# Given exercise:
In the copy, include every entry exactly but none of the pictures.

# Provided information:

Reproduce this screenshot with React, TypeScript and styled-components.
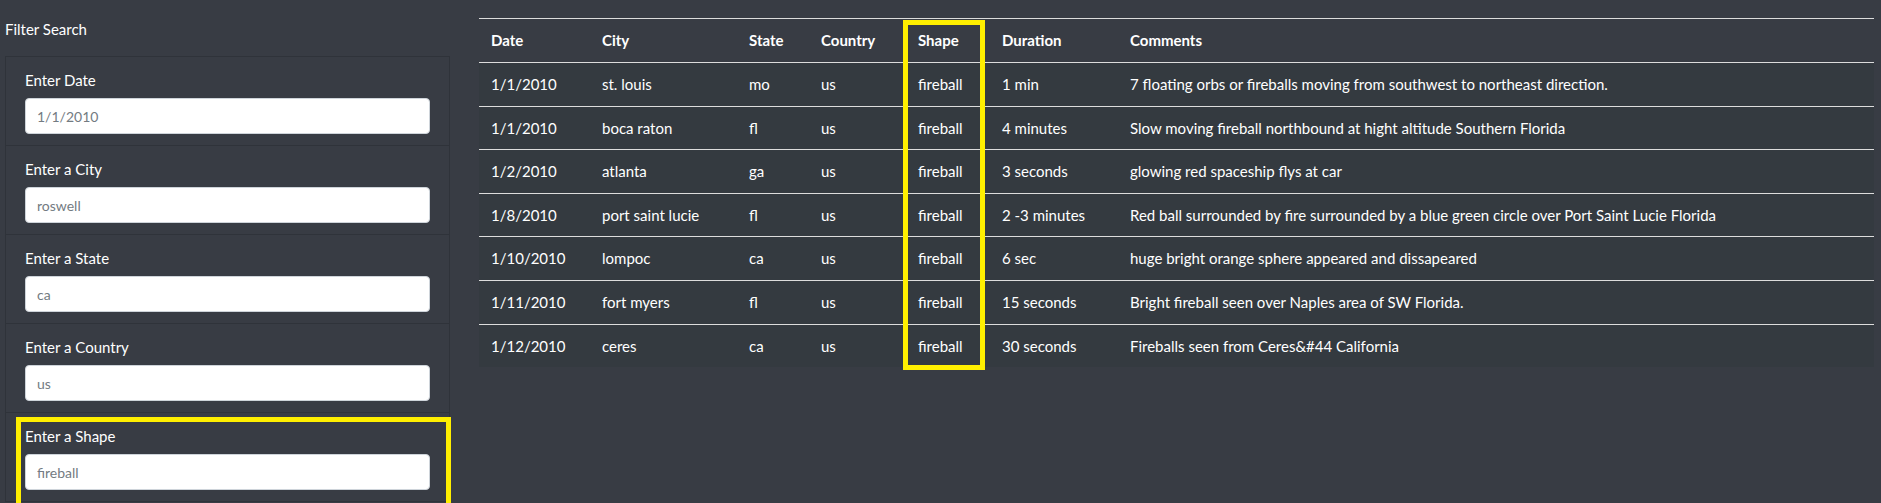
import React from "react";
import styled, { createGlobalStyle } from "styled-components";

const GlobalStyle = createGlobalStyle`
  html, body {
    margin: 0;
    padding: 0;
    background: #383c44;
    font-family: "Lato", "Noto Sans", sans-serif;
    color: #fff;
    overflow: hidden;
  }
`;

const Page = styled.div`
  display: flex;
  align-items: flex-start;
  padding: 0 7px 0 5px;
  height: 503px;
`;

const Sidebar = styled.aside`
  width: 445px;
  flex-shrink: 0;
`;

const SidebarTitle = styled.div`
  font-size: 15px;
  line-height: 20px;
  padding-top: 19px;
  margin-bottom: 17px;
`;

const FilterList = styled.ul`
  list-style: none;
  margin: 0;
  padding: 0;
`;

const FilterItem = styled.li`
  position: relative;
  border: 1px solid #2f333a;
  border-top-width: 0;
  padding: 13px 19px 11px 19px;

  &:first-child {
    border-top-width: 1px;
  }
`;

const Label = styled.label`
  display: block;
  font-size: 15px;
  line-height: 21px;
  margin-bottom: 7px;
`;

const Input = styled.input`
  display: block;
  box-sizing: border-box;
  width: 405px;
  height: 36px;
  padding: 0 11px;
  border: 1px solid #ced4da;
  border-radius: 4px;
  background: #fff;
  font-family: inherit;
  font-size: 14px;
  color: #6c757d;
  outline: none;

  &::placeholder {
    color: #737b82;
  }
`;

const Highlight = styled.div<{ $top: number; $left: number; $width: number; $height: number }>`
  position: absolute;
  top: ${(p) => p.$top}px;
  left: ${(p) => p.$left}px;
  width: ${(p) => p.$width}px;
  height: ${(p) => p.$height}px;
  box-sizing: border-box;
  border: 5px solid #ffef00;
  pointer-events: none;
`;

const Main = styled.main`
  position: relative;
  flex: 1;
  margin-left: 29px;
  padding-top: 18px;
`;

const Table = styled.table`
  width: 100%;
  border-collapse: collapse;
  table-layout: fixed;
  font-size: 15px;
`;

const HeadCell = styled.th`
  text-align: left;
  font-weight: 700;
  padding: 11px 12px;
  line-height: 21px;
  border-top: 1px solid #dcdcdc;
`;

const Row = styled.tr`
  background: #343a40;
`;

const Cell = styled.td`
  padding: 11px 12px;
  line-height: 20.6px;
  border-top: 1px solid #dcdcdc;
  white-space: nowrap;
`;

type Sighting = {
  date: string;
  city: string;
  state: string;
  country: string;
  shape: string;
  duration: string;
  comments: string;
};

const sightings: Sighting[] = [
  { date: "1/1/2010", city: "st. louis", state: "mo", country: "us", shape: "fireball", duration: "1 min", comments: "7 floating orbs or fireballs moving from southwest to northeast direction." },
  { date: "1/1/2010", city: "boca raton", state: "fl", country: "us", shape: "fireball", duration: "4 minutes", comments: "Slow moving fireball northbound at hight altitude Southern Florida" },
  { date: "1/2/2010", city: "atlanta", state: "ga", country: "us", shape: "fireball", duration: "3 seconds", comments: "glowing red spaceship flys at car" },
  { date: "1/8/2010", city: "port saint lucie", state: "fl", country: "us", shape: "fireball", duration: "2 -3 minutes", comments: "Red ball surrounded by fire surrounded by a blue green circle over Port Saint Lucie Florida" },
  { date: "1/10/2010", city: "lompoc", state: "ca", country: "us", shape: "fireball", duration: "6 sec", comments: "huge bright orange sphere appeared and dissapeared" },
  { date: "1/11/2010", city: "fort myers", state: "fl", country: "us", shape: "fireball", duration: "15 seconds", comments: "Bright fireball seen over Naples area of SW Florida." },
  { date: "1/12/2010", city: "ceres", state: "ca", country: "us", shape: "fireball", duration: "30 seconds", comments: "Fireballs seen from Ceres&#44 California" },
];

const filters = [
  { label: "Enter Date", placeholder: "1/1/2010" },
  { label: "Enter a City", placeholder: "roswell" },
  { label: "Enter a State", placeholder: "ca" },
  { label: "Enter a Country", placeholder: "us" },
  { label: "Enter a Shape", placeholder: "fireball", highlighted: true },
];

// col widths include the cell padding (fixed layout)
const columns = [
  { title: "Date", width: 111 },
  { title: "City", width: 147 },
  { title: "State", width: 72 },
  { title: "Country", width: 97 },
  { title: "Shape", width: 84 },
  { title: "Duration", width: 128 },
  { title: "Comments", width: undefined },
];

const App = () => {
  return (
    <>
      <GlobalStyle />
      <Page>
        <Sidebar>
          <SidebarTitle>Filter Search</SidebarTitle>
          <FilterList>
            {filters.map((f) => (
              <FilterItem key={f.label}>
                <Label>{f.label}</Label>
                <Input type="text" placeholder={f.placeholder} />
                {f.highlighted && <Highlight $top={4} $left={10} $width={435} $height={96} />}
              </FilterItem>
            ))}
          </FilterList>
        </Sidebar>

        <Main>
          <Table>
            <colgroup>
              {columns.map((c) => (
                <col key={c.title} style={c.width ? { width: c.width } : undefined} />
              ))}
            </colgroup>
            <thead>
              <tr>
                {columns.map((c) => (
                  <HeadCell key={c.title}>{c.title}</HeadCell>
                ))}
              </tr>
            </thead>
            <tbody>
              {sightings.map((s, i) => (
                <Row key={i}>
                  <Cell>{s.date}</Cell>
                  <Cell>{s.city}</Cell>
                  <Cell>{s.state}</Cell>
                  <Cell>{s.country}</Cell>
                  <Cell>{s.shape}</Cell>
                  <Cell>{s.duration}</Cell>
                  <Cell>{s.comments}</Cell>
                </Row>
              ))}
            </tbody>
          </Table>
          <Highlight $top={20} $left={424} $width={82} $height={350} />
        </Main>
      </Page>
    </>
  );
};

export default App;
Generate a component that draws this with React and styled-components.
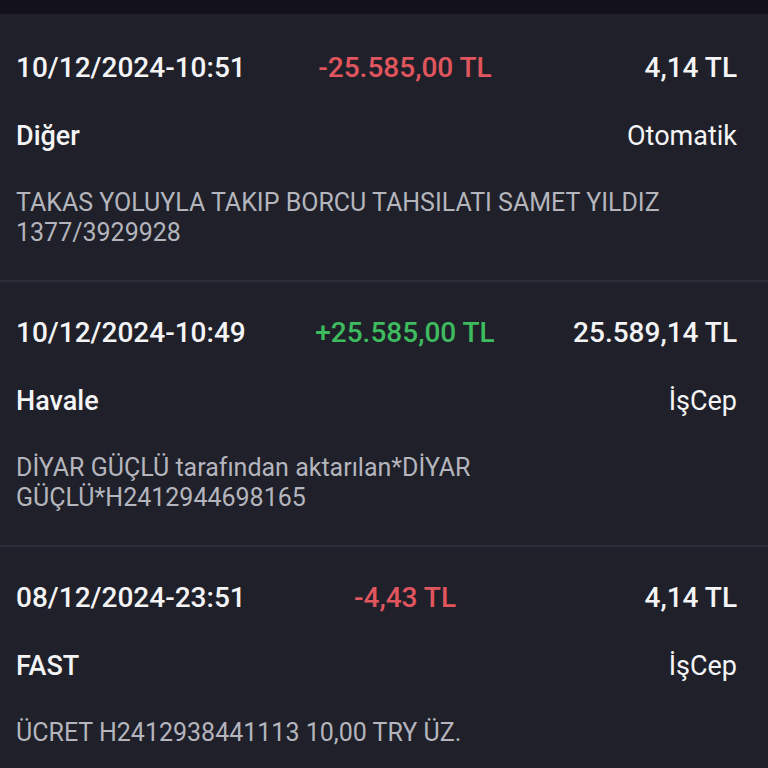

# Answer to the task:
Reproduce this screenshot with React, TypeScript and styled-components.
import React from "react";
import styled, { createGlobalStyle } from "styled-components";

const GlobalStyle = createGlobalStyle`
  html, body {
    margin: 0;
    padding: 0;
    background: #383c44;
    font-family: "Lato", "Noto Sans", sans-serif;
    color: #fff;
    overflow: hidden;
  }
`;

const Page = styled.div`
  display: flex;
  align-items: flex-start;
  padding: 0 7px 0 5px;
  height: 503px;
`;

const Sidebar = styled.aside`
  width: 445px;
  flex-shrink: 0;
`;

const SidebarTitle = styled.div`
  font-size: 15px;
  line-height: 20px;
  padding-top: 19px;
  margin-bottom: 17px;
`;

const FilterList = styled.ul`
  list-style: none;
  margin: 0;
  padding: 0;
`;

const FilterItem = styled.li`
  position: relative;
  border: 1px solid #2f333a;
  border-top-width: 0;
  padding: 13px 19px 11px 19px;

  &:first-child {
    border-top-width: 1px;
  }
`;

const Label = styled.label`
  display: block;
  font-size: 15px;
  line-height: 21px;
  margin-bottom: 7px;
`;

const Input = styled.input`
  display: block;
  box-sizing: border-box;
  width: 405px;
  height: 36px;
  padding: 0 11px;
  border: 1px solid #ced4da;
  border-radius: 4px;
  background: #fff;
  font-family: inherit;
  font-size: 14px;
  color: #6c757d;
  outline: none;

  &::placeholder {
    color: #737b82;
  }
`;

const Highlight = styled.div<{ $top: number; $left: number; $width: number; $height: number }>`
  position: absolute;
  top: ${(p) => p.$top}px;
  left: ${(p) => p.$left}px;
  width: ${(p) => p.$width}px;
  height: ${(p) => p.$height}px;
  box-sizing: border-box;
  border: 5px solid #ffef00;
  pointer-events: none;
`;

const Main = styled.main`
  position: relative;
  flex: 1;
  margin-left: 29px;
  padding-top: 18px;
`;

const Table = styled.table`
  width: 100%;
  border-collapse: collapse;
  table-layout: fixed;
  font-size: 15px;
`;

const HeadCell = styled.th`
  text-align: left;
  font-weight: 700;
  padding: 11px 12px;
  line-height: 21px;
  border-top: 1px solid #dcdcdc;
`;

const Row = styled.tr`
  background: #343a40;
`;

const Cell = styled.td`
  padding: 11px 12px;
  line-height: 20.6px;
  border-top: 1px solid #dcdcdc;
  white-space: nowrap;
`;

type Sighting = {
  date: string;
  city: string;
  state: string;
  country: string;
  shape: string;
  duration: string;
  comments: string;
};

const sightings: Sighting[] = [
  { date: "1/1/2010", city: "st. louis", state: "mo", country: "us", shape: "fireball", duration: "1 min", comments: "7 floating orbs or fireballs moving from southwest to northeast direction." },
  { date: "1/1/2010", city: "boca raton", state: "fl", country: "us", shape: "fireball", duration: "4 minutes", comments: "Slow moving fireball northbound at hight altitude Southern Florida" },
  { date: "1/2/2010", city: "atlanta", state: "ga", country: "us", shape: "fireball", duration: "3 seconds", comments: "glowing red spaceship flys at car" },
  { date: "1/8/2010", city: "port saint lucie", state: "fl", country: "us", shape: "fireball", duration: "2 -3 minutes", comments: "Red ball surrounded by fire surrounded by a blue green circle over Port Saint Lucie Florida" },
  { date: "1/10/2010", city: "lompoc", state: "ca", country: "us", shape: "fireball", duration: "6 sec", comments: "huge bright orange sphere appeared and dissapeared" },
  { date: "1/11/2010", city: "fort myers", state: "fl", country: "us", shape: "fireball", duration: "15 seconds", comments: "Bright fireball seen over Naples area of SW Florida." },
  { date: "1/12/2010", city: "ceres", state: "ca", country: "us", shape: "fireball", duration: "30 seconds", comments: "Fireballs seen from Ceres&#44 California" },
];

const filters = [
  { label: "Enter Date", placeholder: "1/1/2010" },
  { label: "Enter a City", placeholder: "roswell" },
  { label: "Enter a State", placeholder: "ca" },
  { label: "Enter a Country", placeholder: "us" },
  { label: "Enter a Shape", placeholder: "fireball", highlighted: true },
];

// col widths include the cell padding (fixed layout)
const columns = [
  { title: "Date", width: 111 },
  { title: "City", width: 147 },
  { title: "State", width: 72 },
  { title: "Country", width: 97 },
  { title: "Shape", width: 84 },
  { title: "Duration", width: 128 },
  { title: "Comments", width: undefined },
];

const App = () => {
  return (
    <>
      <GlobalStyle />
      <Page>
        <Sidebar>
          <SidebarTitle>Filter Search</SidebarTitle>
          <FilterList>
            {filters.map((f) => (
              <FilterItem key={f.label}>
                <Label>{f.label}</Label>
                <Input type="text" placeholder={f.placeholder} />
                {f.highlighted && <Highlight $top={4} $left={10} $width={435} $height={96} />}
              </FilterItem>
            ))}
          </FilterList>
        </Sidebar>

        <Main>
          <Table>
            <colgroup>
              {columns.map((c) => (
                <col key={c.title} style={c.width ? { width: c.width } : undefined} />
              ))}
            </colgroup>
            <thead>
              <tr>
                {columns.map((c) => (
                  <HeadCell key={c.title}>{c.title}</HeadCell>
                ))}
              </tr>
            </thead>
            <tbody>
              {sightings.map((s, i) => (
                <Row key={i}>
                  <Cell>{s.date}</Cell>
                  <Cell>{s.city}</Cell>
                  <Cell>{s.state}</Cell>
                  <Cell>{s.country}</Cell>
                  <Cell>{s.shape}</Cell>
                  <Cell>{s.duration}</Cell>
                  <Cell>{s.comments}</Cell>
                </Row>
              ))}
            </tbody>
          </Table>
          <Highlight $top={20} $left={424} $width={82} $height={350} />
        </Main>
      </Page>
    </>
  );
};

export default App;
Generate a component that draws this with React and styled-components.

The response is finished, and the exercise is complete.